Question

If the truth value of the statement $p\to \left( \sim q\vee r \right)$ is false (F), then the truth values of the statements p, q, r are respectively
(A) F, T, T
(B) T, F, F
(C) T, T, F
(D) T, F, T

Answer 1

We start solving this problem by making the truth value tables for $\sim q\vee r$ and then making the truth value table for $p\to \left( \sim q\vee r \right)$. Then we look at that truth value table for the truth values of p and $\sim q\vee r$. Then after finding the truth value of $\sim q\vee r$, we use the truth value table of $\sim q\vee r$ to find the truth values of q and r.

Complete step by step answer:
We are asked to find the truth values of p, q, r when the truth value of $p\to \left( \sim q\vee r \right)$ is false.
Let us go through the truth table of $a\vee b$.

a	b	$a\vee b$
F	F	F
F	T	T
T	F	T
T	T	T

Using that we can write the truth table of $\sim q\vee r$

q	$\sim q$	r	$\sim q\vee r$
F	T	F	T
F	T	T	T
T	F	F	F
T	F	T	T

Now, let us go through the truth table of $a\to b$

a	b	$a\to b$
F	F	T
F	T	T
T	F	F
T	T	T

Using this we can write the truth value table for $p\to \left( \sim q\vee r \right)$

p	$\sim q\vee r$	$p\to \left( \sim q\vee r \right)$
F	F	T
F	T	T
T	F	F
T	T	T

As we are given that the truth value of $p\to \left( \sim q\vee r \right)$ is False.
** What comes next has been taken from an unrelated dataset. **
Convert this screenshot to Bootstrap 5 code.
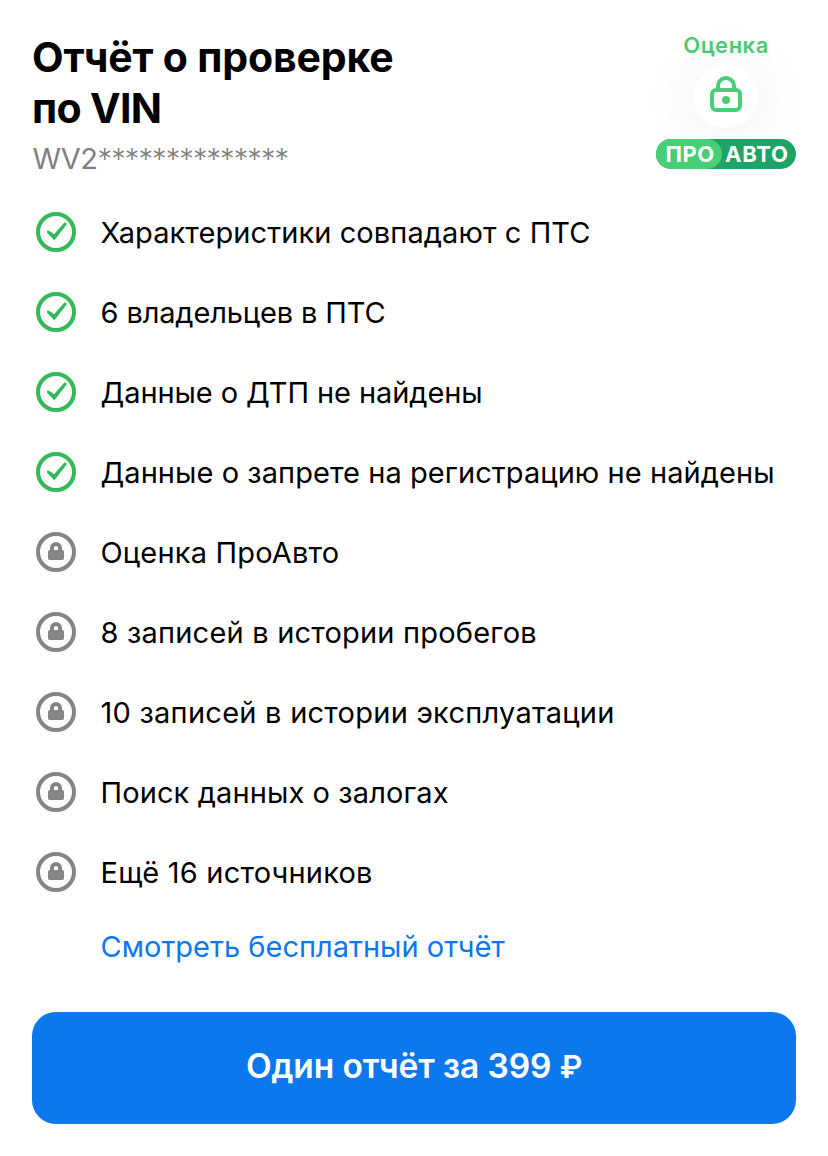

From the table we can say that it is possible only when the truth value of p is True and truth value of $\sim q\vee r$ is False.
From the truth table of $\sim q\vee r$ we can see that it is false only when the truth values of q and r are true and false respectively.
So, we get that truth value of $p\to \left( \sim q\vee r \right)$ is False when the truth values of p, q, r are True, True and False respectively.
So, the correct answer is “Option C”.

Note: The mistake that one makes while solving this problem are one might take the truth value table for $a\vee b$ as

a	b	$a\vee b$
F	F	F
F	T	F
T	F	F
T	T	T

But it is the truth value table for $a\wedge b$. One must note the difference between $a\vee b$ and $a\wedge b$. The symbol $\wedge$ represents AND while the symbol $\vee$represents OR.